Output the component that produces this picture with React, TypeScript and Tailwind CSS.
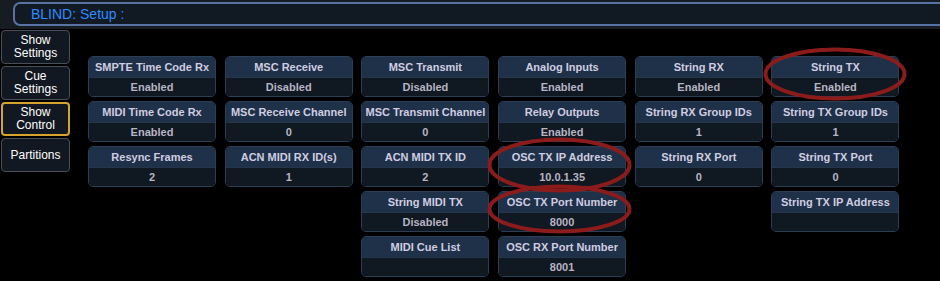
import React from 'react';

interface Field {
  label: string;
  value: string;
}

const columns: Field[][] = [
  [
    { label: 'SMPTE Time Code Rx', value: 'Enabled' },
    { label: 'MIDI Time Code Rx', value: 'Enabled' },
    { label: 'Resync Frames', value: '2' },
  ],
  [
    { label: 'MSC Receive', value: 'Disabled' },
    { label: 'MSC Receive Channel', value: '0' },
    { label: 'ACN MIDI RX ID(s)', value: '1' },
  ],
  [
    { label: 'MSC Transmit', value: 'Disabled' },
    { label: 'MSC Transmit Channel', value: '0' },
    { label: 'ACN MIDI TX ID', value: '2' },
    { label: 'String MIDI TX', value: 'Disabled' },
    { label: 'MIDI Cue List', value: '' },
  ],
  [
    { label: 'Analog Inputs', value: 'Enabled' },
    { label: 'Relay Outputs', value: 'Enabled' },
    { label: 'OSC TX IP Address', value: '10.0.1.35' },
    { label: 'OSC TX Port Number', value: '8000' },
    { label: 'OSC RX Port Number', value: '8001' },
  ],
  [
    { label: 'String RX', value: 'Enabled' },
    { label: 'String RX Group IDs', value: '1' },
    { label: 'String RX Port', value: '0' },
  ],
  [
    { label: 'String TX', value: 'Enabled' },
    { label: 'String TX Group IDs', value: '1' },
    { label: 'String TX Port', value: '0' },
    { label: 'String TX IP Address', value: '' },
  ],
];

const tabs = [
  { label: ['Show', 'Settings'], active: false },
  { label: ['Cue', 'Settings'], active: false },
  { label: ['Show', 'Control'], active: true },
  { label: ['Partitions'], active: false },
];

const Tile: React.FC<{ field: Field }> = ({ field }) => (
  <div className="w-[128px] h-[41px] rounded-[5px] border border-[#2c3e54] overflow-hidden flex flex-col">
    <div className="h-[20px] bg-[#1f3148] flex items-center justify-center text-[11px] font-bold text-[#d0cde0] whitespace-nowrap">
      {field.label}
    </div>
    <div className="flex-1 bg-[#101821] border-t border-[#25364a] flex items-center justify-center text-[11px] font-bold text-[#b7b4c4]">
      {field.value}
    </div>
  </div>
);

export default function App() {
  return (
    <div className="relative w-[940px] h-[281px] bg-black overflow-hidden font-['Liberation_Sans',Arial,sans-serif]">
      {/* Заголовок */}
      <div className="h-[29px] bg-[#171c23] pl-[13px] pt-[2px]">
        <div className="h-[24px] rounded-l-[7px] border-2 border-r-0 border-[#5873a3] bg-[#111923] flex items-center pl-[16px] text-[14px] text-[#2a8cff]">
          BLIND: Setup :
        </div>
      </div>

      <div className="flex">
        {/* Вкладки */}
        <div className="w-[71px] pl-[1px] pt-[1px] flex flex-col gap-[2px]">
          {tabs.map((t, i) => (
            <div
              key={i}
              className={`w-[69px] h-[34px] rounded-[4px] bg-[#121821] flex flex-col items-center justify-center text-white text-[12px] leading-[13px] ${
                t.active ? 'border-2 border-[#d6a32c]' : 'border border-[#4a4d56]'
              }`}
            >
              {t.label.map((l) => (
                <span key={l}>{l}</span>
              ))}
            </div>
          ))}
        </div>

        {/* Поля настроек */}
        <div className="ml-[17px] mt-[27px] flex gap-[8.7px]">
          {columns.map((col, i) => (
            <div key={i} className="flex flex-col gap-[4px]">
              {col.map((f) => (
                <Tile key={f.label} field={f} />
              ))}
            </div>
          ))}
        </div>
      </div>

      {/* Пометки */}
      <svg className="absolute left-0 top-0 pointer-events-none" width="940" height="281">
        <ellipse cx="835" cy="74" rx="69.5" ry="24.5" fill="none" stroke="#8c1b1b" strokeWidth="4" />
        <ellipse cx="559.5" cy="165" rx="70" ry="25.5" fill="none" stroke="#8c1b1b" strokeWidth="4" />
        <ellipse cx="559.5" cy="209" rx="70" ry="22.5" fill="none" stroke="#8c1b1b" strokeWidth="4" />
      </svg>
    </div>
  );
}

────────────────────

**EXERCISE AIM:** Collect from the data above every line that includes "React".

**SOLUTION:**
Output the component that produces this picture with React, TypeScript and Tailwind CSS.
import React from 'react';
const Tile: React.FC<{ field: Field }> = ({ field }) => (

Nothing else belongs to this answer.